Meet the UCSB representatives for Graduate Research Advocacy Day

by Graduate Division Staff
Wednesday, March 13, 2019 9:00 AM

Every year, two graduate student delegates, along with their Graduate Deans, meet with local legislators in Sacramento to advocate for the support of UC graduate studies and research.

This year, Adriana Sánchez, a doctoral student ​in the Department of Counseling, Clinical, and School Psychology, and Nicholas Huynh, a doctoral candidate in the Interdepartmental Graduate Program in Marine Science, will both represent UC Santa Barbara along with Dean Carol Genetti at the tenth annual Graduate Research Advocacy Day on Tuesday, March 19.


Adriana Sánchez is a a third-year doctoral student in the Department of Counseling, Clinical, and School Psychology. Her graduate research, under the guidance of her adviser Dr. Morgan Consoli, focuses on areas of resilience and thriving and their relationship to cultural variables with an emphasis on Latinx populations. She also works as a Graduate Student Mentor at the UCSB Transfer Student Center (TSC), where she works collaboratively with professionals and student staff on a variety of programs and initiatives.

Adriana hopes to advocate for more resources to support transfer students’ mental health needs; and to help foster more financial and academic resources to help students obtain their bachelor’s degrees, promote persistence, and increase retention rates​: “I would like to communicate how critical it is for faculty, staff, and institutions as a whole to use culturally sensitive approaches to mentoring, programming, and support initiatives,” she said​​​. "Taking into consideration the cultural variables and common values of Latinx populations, policymakers should be considering the support of these students’ psychological adjustment.”

Her research interests are motivated by her own personal experience as a transfer student during her undergraduate years. “As a counseling psychologist in training, my research focuses on the psychological resilience of Latinx communities,” ​Adriana said, “Latinx students are the largest minority enrolled at community colleges across the nation and especially in California — yet the transfer and 6-year graduation rate for a student who enters a CC before transferring to a four-year intuition is significantly low. My second-year research project/master’s project qualitatively investigated academic resilience and overall well-being for Latinx transfer students in their college experience as a whole.”

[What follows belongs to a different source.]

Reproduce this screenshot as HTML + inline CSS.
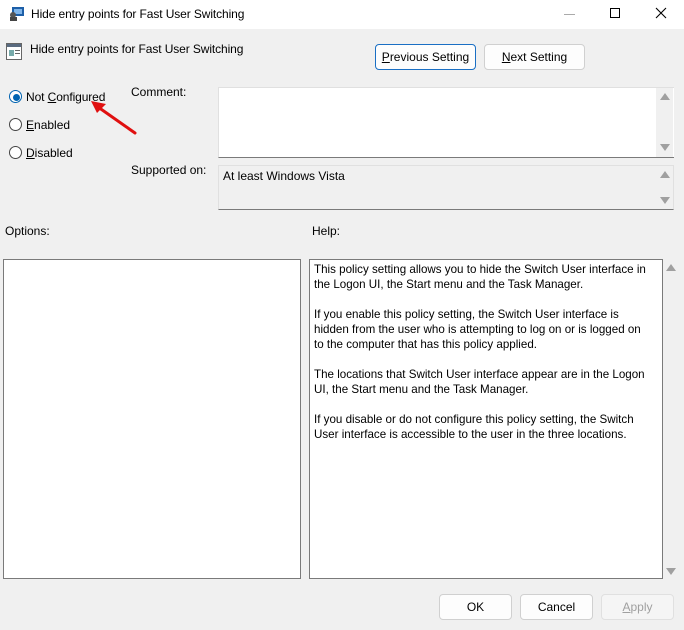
<!DOCTYPE html>
<html><head><meta charset="utf-8"><style>
*{margin:0;padding:0;box-sizing:border-box}
body{width:684px;height:630px;background:#f0f0f0;font-family:"Liberation Sans",sans-serif;font-size:12px;color:#000;position:relative;overflow:hidden}
.a{position:absolute;white-space:nowrap}
.btn{position:absolute;height:26px;border:1px solid #d0d0d0;border-radius:4px;background:#fdfdfd;text-align:center;line-height:24px;font-size:12px}
.box{position:absolute;border:1px solid #7a7a7a;background:#fff}
.tri{position:absolute;width:0;height:0;border-left:5px solid transparent;border-right:5px solid transparent}
.up{border-bottom:7px solid #a0a0a0}
.dn{border-top:7px solid #a0a0a0}
.rad{position:absolute;width:13px;height:13px;border:1px solid #444;border-radius:50%;background:#fff}
u{text-decoration:underline}
.n{letter-spacing:-0.1px}
</style></head><body>
<div class="a" style="left:0;top:0;width:684px;height:29px;background:#fff"></div>
<svg class="a" style="left:8px;top:6px" width="17" height="16"><rect x="4" y="1" width="12" height="9" fill="#1d5fa8"/><rect x="6" y="3" width="8" height="5" fill="#7fb4e8"/><circle cx="5" cy="9" r="3" fill="#555"/><rect x="2" y="11" width="7" height="4" fill="#444"/></svg>
<div class="a n" style="left:31px;top:7px;font-size:12px">Hide entry points for Fast User Switching</div>
<div class="a" style="left:564px;top:14px;width:11px;height:1px;background:#aaa"></div>
<div class="a" style="left:610px;top:8px;width:10px;height:10px;border:1px solid #000"></div>
<svg class="a" style="left:655px;top:7px" width="12" height="12"><path d="M1 1L11 11M11 1L1 11" stroke="#000" stroke-width="1.1"/></svg>

<svg class="a" style="left:6px;top:43px" width="16" height="17"><rect x="0.5" y="0.5" width="15" height="16" fill="#fff" stroke="#666"/><rect x="1" y="1" width="14" height="3" fill="#5a6b80"/><rect x="3" y="7" width="5" height="6" fill="#7aa"/><rect x="9" y="7" width="5" height="1" fill="#666"/><rect x="9" y="10" width="5" height="1" fill="#666"/></svg>
<div class="a n" style="left:30px;top:42px">Hide entry points for Fast User Switching</div>
<div class="btn" style="left:375px;top:44px;width:101px;border-color:#1a6fc4"><u>P</u>revious Setting</div>
<div class="btn" style="left:484px;top:44px;width:101px"><u>N</u>ext Setting</div>

<div class="rad" style="left:9px;top:90px;border-color:#0063b1"></div>
<div class="a" style="left:13px;top:94px;width:7px;height:7px;border-radius:50%;background:#0063b1"></div>
<div class="a n" style="left:26px;top:90px">Not <u>C</u>onfigured</div>
<div class="rad" style="left:9px;top:118px"></div>
<div class="a" style="left:26px;top:118px"><u>E</u>nabled</div>
<div class="rad" style="left:9px;top:146px"></div>
<div class="a" style="left:26px;top:146px"><u>D</u>isabled</div>
<svg class="a" style="left:88px;top:98px" width="52" height="40"><path d="M47 35L10 9" stroke="#e01010" stroke-width="3" stroke-linecap="round"/><path d="M3 3L18 6L9 15Z" fill="#e01010"/></svg>

<div class="a" style="left:131px;top:85px">Comment:</div>
<div class="a" style="left:131px;top:163px">Supported on:</div>
<div class="a" style="left:218px;top:87px;width:456px;height:71px;background:#fff;border-bottom:1px solid #7a7a7a;border-left:1px solid #e0e0e0;border-top:1px solid #e0e0e0"></div>
<div class="a" style="left:656px;top:88px;width:17px;height:69px;background:#f0f0f0"></div>
<div class="tri up" style="left:660px;top:93px"></div>
<div class="tri dn" style="left:660px;top:144px"></div>
<div class="a" style="left:218px;top:165px;width:456px;height:45px;border:1px solid #e0e0e0;border-bottom:1px solid #7a7a7a;background:#f0f0f0"></div>
<div class="tri up" style="left:660px;top:171px"></div>
<div class="tri dn" style="left:660px;top:197px"></div>
<div class="a" style="left:223px;top:169px">At least Windows Vista</div>

<div class="a" style="left:5px;top:224px">Options:</div>
<div class="a" style="left:312px;top:224px">Help:</div>
<div class="box" style="left:3px;top:259px;width:298px;height:320px"></div>
<div class="box" style="left:309px;top:259px;width:354px;height:320px"></div>
<div class="tri up" style="left:666px;top:264px"></div>
<div class="tri dn" style="left:666px;top:568px"></div>
<div class="a" style="left:314px;top:262px;line-height:15px;font-size:11.6px">
This policy setting allows you to hide the Switch User interface in<br>the Logon UI, the Start menu and the Task Manager.<br><br>If you enable this policy setting, the Switch User interface is<br>hidden from the user who is attempting to log on or is logged on<br>to the computer that has this policy applied.<br><br>The locations that Switch User interface appear are in the Logon<br>UI, the Start menu and the Task Manager.<br><br>If you disable or do not configure this policy setting, the Switch<br>User interface is accessible to the user in the three locations.</div>

<div class="btn" style="left:439px;top:594px;width:73px">OK</div>
<div class="btn" style="left:520px;top:594px;width:73px">Cancel</div>
<div class="btn" style="left:601px;top:594px;width:73px;color:#a0a0a0;background:#f5f5f5;border-color:#e0e0e0"><u>A</u>pply</div>
</body></html>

After earning a BS degree in aquatic biology at UCSB, Nicholas Huynh joined the Carlson group as a junior research specialist in the summer of 2013, a role that has given him valuable experience both in the laboratory and in the field. He has since remained a member of the group and as of the fall of 2014, he has pursued a graduate degree from UCSB’s Interdepartmental Graduate Program in Marine Science (IGPMS). 

His graduate school research focuses on collecting and analyzing data on marine microbes and the carbon that flows through them. “Marine microbes are a very important part of this planet because they are prolific and they are diverse,” he said. “They are probably one of the most successful groups of living organisms on the planet. It’s important to understand the interactions between bacteria and carbon that flows through them because it has consequential effects on the habitability of our planet.”

As one of this year’s Graduate Research Advocacy Day delegates, Nicholas hopes to highlight the importance of the graduate student workforce across the UC system. “The University of California is a hub for excellence in research, and that’s in part due to its dedicated graduate student body,” he said. “They are a highly-trained workforce who plan, execute, and analyze data from experiments, models, and field work. They represent a deployable unit in the research system that is able to respond quickly and effectively to situations that maybe staff and other faculty don’t have the time or flexibility for.”

As an example, Nicholas recalled his experience as co-chief scientist with recent Ph.D. graduate Kelsey Bisson on the research vessel Sally Ride, deployed right before the Thomas Fire devastated Central Coast communities in 2017. The crew rallied to gather valuable data not just for their own research, but also for the science community monitoring the effects of the fire on the environment. “We turned a terrible situation into something we can learn from,” Nicholas said. “We were able to adapt our plans, took on new personnel, got some new expertise, and redesigned things we were thinking about to effectively tackle some basic questions.”